Anastasia was billed as a musical fantasy, a twentieth-century fairy tale about the lost Russian Grand Duchess Anastasia. To produce the film, the studio employed a 326-member crew. But it all began in St. Petersburg with videographer Alexander Gutman, a plan, a van, a helicopter and several feet of snow. In all, Gutman shot 10 rolls of videotape and producer Gary Goldman shot 3600 slides. This became the raw material from which animation artists created palaces, backgrounds, cityscapes, countryside, trains, trolleys and horse-drawn sleds for the feature film released worldwide in 1997.

 
 

A Russian troika, three horses harnessed together to pull a carriage or sleigh, is associated with country life.
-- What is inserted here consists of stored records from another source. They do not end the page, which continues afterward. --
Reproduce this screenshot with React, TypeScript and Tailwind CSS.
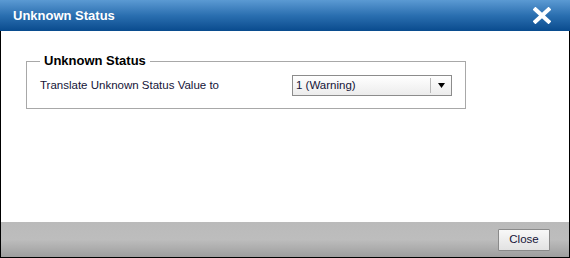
import React from "react";

export default function App() {
  const font = { fontFamily: '"Liberation Sans", Arial, sans-serif' };
  return (
    <div className="w-[570px] h-[258px] flex flex-col bg-white" style={font}>
      <div className="h-[31px] shrink-0 flex items-center justify-between pl-[13px] pr-[19px] bg-gradient-to-b from-[#5b9ad3] via-[#2a6fb0] to-[#084b8e]">
        <span className="text-white font-bold text-[13px] leading-none">Unknown Status</span>
        <svg width="18" height="17" viewBox="0 0 18 17">
          <path d="M2.5 2.5 L15.5 14.5 M15.5 2.5 L2.5 14.5" stroke="#ffffff" strokeWidth="4" strokeLinecap="square" />
        </svg>
      </div>
      <div className="flex-1 flex flex-col border-x border-b border-black">
        <div className="flex-1 bg-white pt-[22px] pl-[25px]">
          <fieldset className="w-[439px] h-[56px] border border-[#a8a8a8] px-[13px]">
            <legend className="px-[4px] text-[13px] leading-[16px] font-bold text-black">Unknown Status</legend>
            <div className="flex items-center mt-[6px]">
              <span className="w-[252px] text-[11.5px] text-[#141438]">Translate Unknown Status Value to</span>
              <div className="w-[160px] h-[21px] flex items-center border border-[#8c8c8c] bg-gradient-to-b from-[#ffffff] to-[#ececec]">
                <span className="flex-1 pl-[3px] text-[11.5px] text-[#141438]">1 (Warning)</span>
                <div className="w-px h-[15px] bg-[#b8b8b8]" />
                <div className="w-[20px] flex items-center justify-center">
                  <svg width="7" height="5" viewBox="0 0 7 5">
                    <path d="M0 0 H7 L3.5 5 Z" fill="#000" />
                  </svg>
                </div>
              </div>
            </div>
          </fieldset>
        </div>
        <div className="h-[35px] shrink-0 flex items-center justify-end pr-[19px] bg-gradient-to-b from-[#bababa] via-[#bdbdbd] to-[#9e9e9e]">
          <button className="w-[52px] h-[22px] border border-[#8a8a8a] bg-gradient-to-b from-[#f8f8f8] to-[#e2e2e2] text-[11.5px] text-[#141438] rounded-[1px]">Close</button>
        </div>
      </div>
    </div>
  );
}
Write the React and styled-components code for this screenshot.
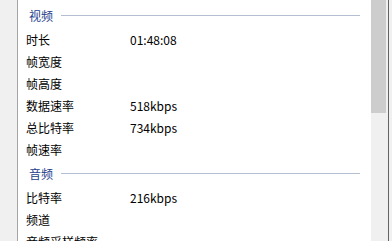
import React from "react";
import styled, { createGlobalStyle } from "styled-components";

const Global = createGlobalStyle`
  html, body {
    margin: 0;
    padding: 0;
    overflow: hidden;
    background: #f0f0f0;
  }
  body {
    font-family: "Noto Sans CJK SC", "Microsoft YaHei", sans-serif;
  }
`;

const Frame = styled.div`
  display: flex;
  width: 392px;
  height: 241px;
  overflow: hidden;
  background: #f0f0f0;
`;

const Gutter = styled.div`
  width: 17px;
  border-right: 1px solid #a5a5a5;
  background: #f0f0f0;
`;

const List = styled.div`
  width: 353px;
  background: #fff;
  padding-top: 2px;
  overflow: hidden;
`;

const Group = styled.div`
  display: flex;
  align-items: center;
  height: 26px;
  padding-left: 11px;
  padding-right: 11px;
  gap: 8px;
  font-size: 12px;
  color: #24408e;
`;

const GroupLine = styled.div`
  flex: 1;
  height: 1px;
  background: #b4c0d2;
`;

const Row = styled.div`
  display: grid;
  grid-template-columns: 104px 1fr;
  align-items: center;
  height: 22px;
  padding-left: 8px;
  font-size: 12px;
  color: #000;
  white-space: nowrap;
`;

const Value = styled.span`
  font-family: "Noto Sans CJK SC", "Segoe UI", sans-serif;
`;

const Scrollbar = styled.div`
  width: 17px;
  background: #f0f0f0;
  display: flex;
  flex-direction: column;
`;

const Thumb = styled.div`
  height: 113px;
  width: 15px;
  background: #cdcdcd;
`;

const Edge = styled.div`
  width: 1px;
  background: #646464;
`;

const Rest = styled.div`
  flex: 1;
  background: #f0f0f0;
`;

const sections = [
  {
    title: "视频",
    rows: [
      ["时长", "01:48:08"],
      ["帧宽度", ""],
      ["帧高度", ""],
      ["数据速率", "518kbps"],
      ["总比特率", "734kbps"],
      ["帧速率", ""],
    ],
  },
  {
    title: "音频",
    rows: [
      ["比特率", "216kbps"],
      ["频道", ""],
      ["音频采样频率", ""],
    ],
  },
];

export default function App() {
  return (
    <>
      <Global />
      <Frame>
        <Gutter />
        <List>
          {sections.map((s) => (
            <div key={s.title}>
              <Group>
                <span>{s.title}</span>
                <GroupLine />
              </Group>
              {s.rows.map(([k, v]) => (
                <Row key={k}>
                  <span>{k}</span>
                  <Value>{v}</Value>
                </Row>
              ))}
            </div>
          ))}
        </List>
        <Scrollbar>
          <Thumb />
        </Scrollbar>
        <Edge />
        <Rest />
      </Frame>
    </>
  );
}
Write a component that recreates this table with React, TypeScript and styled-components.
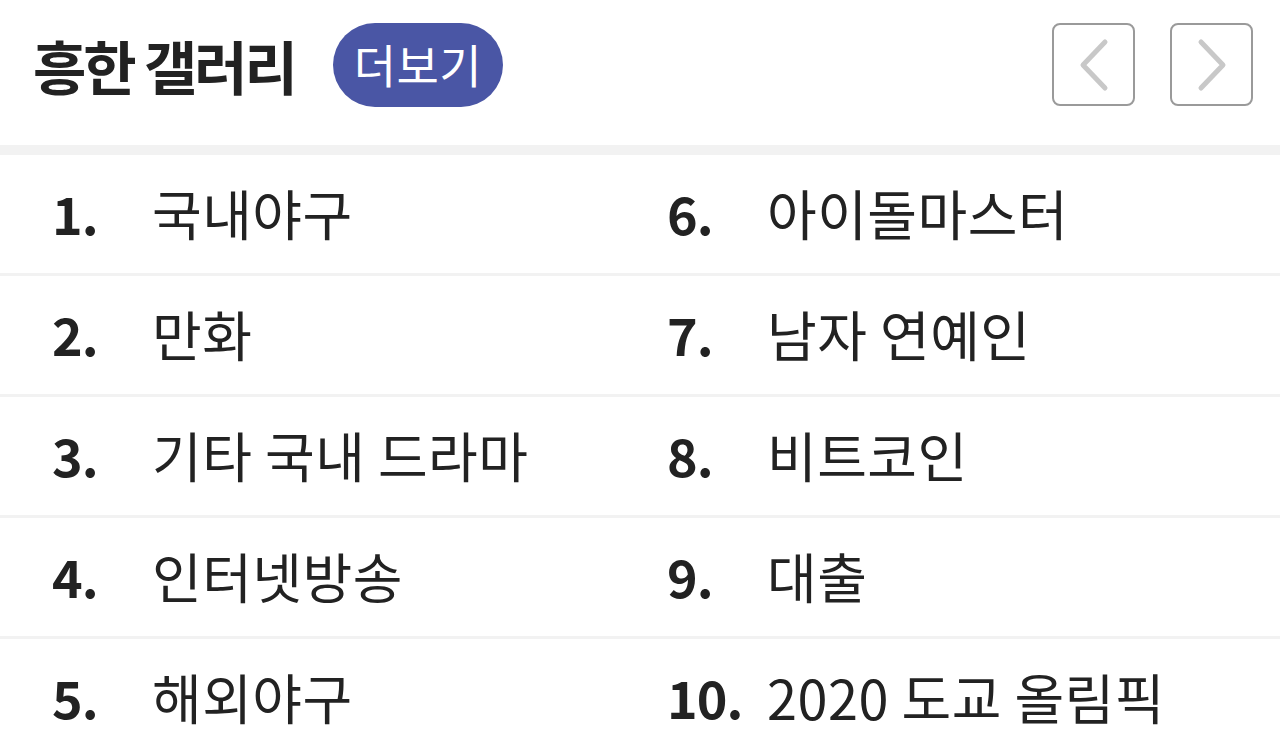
import React from "react";
import styled, { createGlobalStyle } from "styled-components";

const GlobalStyle = createGlobalStyle`
  html, body {
    margin: 0;
    padding: 0;
    background: #ffffff;
  }
  body {
    font-family: "Noto Sans CJK KR", "Noto Sans", sans-serif;
    color: #222222;
  }
`;

const galleries = [
  "국내야구",
  "만화",
  "기타 국내 드라마",
  "인터넷방송",
  "해외야구",
  "아이돌마스터",
  "남자 연예인",
  "비트코인",
  "대출",
  "2020 도교 올림픽",
];

const ChevronLeft = () => (
  <svg width="32" height="54" viewBox="0 0 32 54" fill="none">
    <path
      d="M27 4 L5 27 L27 50"
      stroke="#c8c8c8"
      strokeWidth="5"
      strokeLinecap="round"
      strokeLinejoin="round"
    />
  </svg>
);

const ChevronRight = () => (
  <svg width="32" height="54" viewBox="0 0 32 54" fill="none">
    <path
      d="M5 4 L27 27 L5 50"
      stroke="#c8c8c8"
      strokeWidth="5"
      strokeLinecap="round"
      strokeLinejoin="round"
    />
  </svg>
);

const App: React.FC = () => {
  const rows = [0, 1, 2, 3, 4].map((i) => [i, i + 5]);

  return (
    <Page>
      <GlobalStyle />
      <Header>
        <Title>흥한 갤러리</Title>
        <MoreButton>더보기</MoreButton>
        <Nav>
          <NavButton aria-label="이전">
            <ChevronLeft />
          </NavButton>
          <NavButton aria-label="다음">
            <ChevronRight />
          </NavButton>
        </Nav>
      </Header>
      <Divider />
      <List>
        {rows.map((pair) => (
          <Row key={pair[0]}>
            {pair.map((idx) => (
              <Item key={idx}>
                <Rank>{idx + 1}.</Rank>
                <Name>{galleries[idx]}</Name>
              </Item>
            ))}
          </Row>
        ))}
      </List>
    </Page>
  );
};

export default App;

const Page = styled.div`
  width: 1280px;
  height: 745px;
  overflow: hidden;
  background: #ffffff;
`;

const Header = styled.div`
  height: 145px;
  display: flex;
  align-items: center;
  padding: 0 27px 16px 33px;
  box-sizing: border-box;
`;

const Title = styled.h1`
  margin: 0;
  font-size: 58px;
  font-weight: 700;
  letter-spacing: -3px;
  color: #222222;
  line-height: 1;
`;

const MoreButton = styled.button`
  margin-left: 38px;
  width: 170px;
  height: 84px;
  border: 0;
  border-radius: 42px;
  background: #4a56a5;
  color: #ffffff;
  font-family: "Noto Sans CJK KR", "Noto Sans", sans-serif;
  font-size: 46px;
  font-weight: 400;
  letter-spacing: 0.5px;
  padding: 0 0 4px;
  cursor: pointer;
`;

const Nav = styled.div`
  margin-left: auto;
  display: flex;
  gap: 35px;
`;

const NavButton = styled.button`
  width: 83px;
  height: 83px;
  box-sizing: border-box;
  border: 2px solid #9a9a9a;
  border-radius: 8px;
  background: #ffffff;
  display: flex;
  align-items: center;
  justify-content: center;
  padding: 0;
  cursor: pointer;
`;

const Divider = styled.div`
  height: 10px;
  background: #f2f2f2;
`;

const List = styled.div`
  display: flex;
  flex-direction: column;
`;

const Row = styled.div`
  display: grid;
  grid-template-columns: 615px 1fr;
  padding-left: 52px;
  height: 121px;
  box-sizing: border-box;
  border-bottom: 3px solid #f2f2f2;
`;

const Item = styled.div`
  display: flex;
  align-items: center;
  padding-bottom: 4px;
`;

const Rank = styled.span`
  min-width: 86px;
  margin-right: 14px;
  flex-shrink: 0;
  font-size: 52px;
  font-weight: 700;
  letter-spacing: -1px;
  color: #222222;
`;

const Name = styled.span`
  font-size: 54px;
  font-weight: 400;
  letter-spacing: 0.5px;
  color: #222222;
  white-space: nowrap;
`;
The troika was made for carrying the Russian post along straight roads that connected villages. On the angular paths of the Catherine Palace Park navigation was tricky. Two sleighs were employed, with cameras and crew in troika #1 to film carefree people riding in troika #2. The troika teams were looping around the snowy paths on a frigid January day when troika #2 tipped over on a sharp right turn, dumping passengers into the snow, twisting the harness and causing the middle horse to go down. The people were laughing and unhurt, but the horses screamed and snorted and struggled against the tangled harness. While cameras rolled, the experienced Russian troika drivers rescued and calmed the panicked horses. The day's shoot ended with a cup of hot tea, a glass of vodka and a toast, "All's well that ends well!"